**Task directions:**
Return every line below as is, leaving out the pictures.

**Data provided:**
◆ ◆ ◆

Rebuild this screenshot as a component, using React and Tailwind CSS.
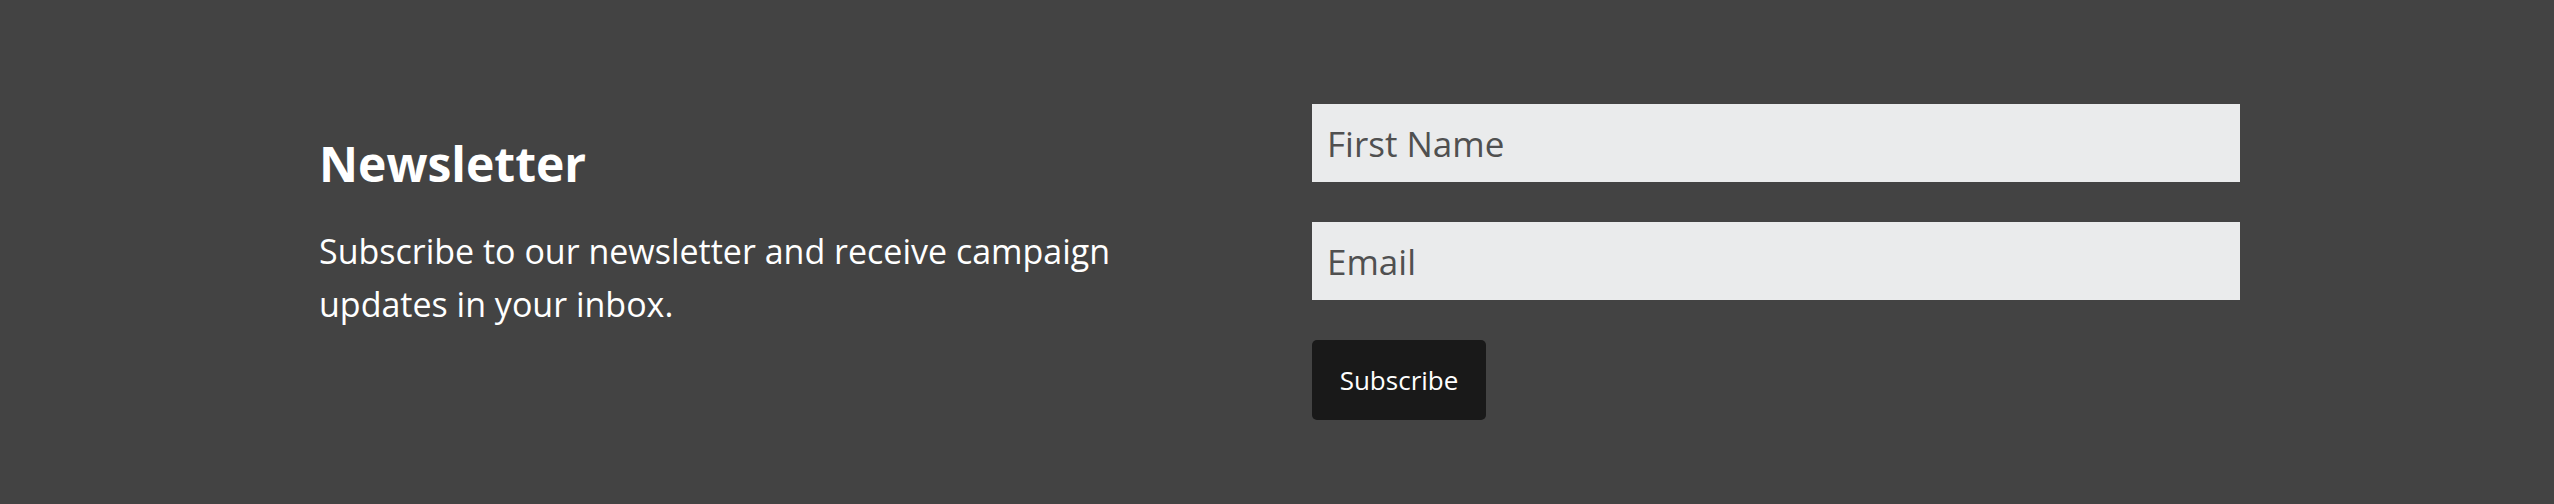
import React from "react";

const Newsletter = () => {
  return (
    <div className="w-full h-[504px] bg-[#434343] font-['Open_Sans','Liberation_Sans',sans-serif]">
      <div className="flex pl-[319px] pt-[104px]">
        <div className="w-[993px] pt-[31px]">
          <h2 className="text-[48px] leading-[58px] font-bold text-white">
            Newsletter
          </h2>
          <p className="mt-[32px] w-[860px] text-[34px] leading-[53px] text-white">
            Subscribe to our newsletter and receive campaign updates in your
            inbox.
          </p>
        </div>

        <form className="flex flex-col w-[928px]" onSubmit={(e) => e.preventDefault()}>
          <input
            type="text"
            placeholder="First Name"
            className="h-[78px] w-full bg-[#eaebec] px-[15px] text-[35px] text-[#333] placeholder:text-[#505050] outline-none"
          />
          <input
            type="email"
            placeholder="Email"
            className="mt-[40px] h-[78px] w-full bg-[#eaebec] px-[15px] text-[35px] text-[#333] placeholder:text-[#505050] outline-none"
          />
          <button
            type="submit"
            className="mt-[40px] h-[80px] w-[174px] rounded-[5px] bg-[#191919] text-[26px] font-medium text-white"
          >
            Subscribe
          </button>
        </form>
      </div>
    </div>
  );
};

export default function App() {
  return <Newsletter />;
}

◆ ◆ ◆

**Exercise answer:**
Rebuild this screenshot as a component, using React and Tailwind CSS.
import React from "react";

const Newsletter = () => {
  return (
    <div className="w-full h-[504px] bg-[#434343] font-['Open_Sans','Liberation_Sans',sans-serif]">
      <div className="flex pl-[319px] pt-[104px]">
        <div className="w-[993px] pt-[31px]">
          <h2 className="text-[48px] leading-[58px] font-bold text-white">
            Newsletter
          </h2>
          <p className="mt-[32px] w-[860px] text-[34px] leading-[53px] text-white">
            Subscribe to our newsletter and receive campaign updates in your
            inbox.
          </p>
        </div>

        <form className="flex flex-col w-[928px]" onSubmit={(e) => e.preventDefault()}>
          <input
            type="text"
            placeholder="First Name"
            className="h-[78px] w-full bg-[#eaebec] px-[15px] text-[35px] text-[#333] placeholder:text-[#505050] outline-none"
          />
          <input
            type="email"
            placeholder="Email"
            className="mt-[40px] h-[78px] w-full bg-[#eaebec] px-[15px] text-[35px] text-[#333] placeholder:text-[#505050] outline-none"
          />
          <button
            type="submit"
            className="mt-[40px] h-[80px] w-[174px] rounded-[5px] bg-[#191919] text-[26px] font-medium text-white"
          >
            Subscribe
          </button>
        </form>
      </div>
    </div>
  );
};

export default function App() {
  return <Newsletter />;
}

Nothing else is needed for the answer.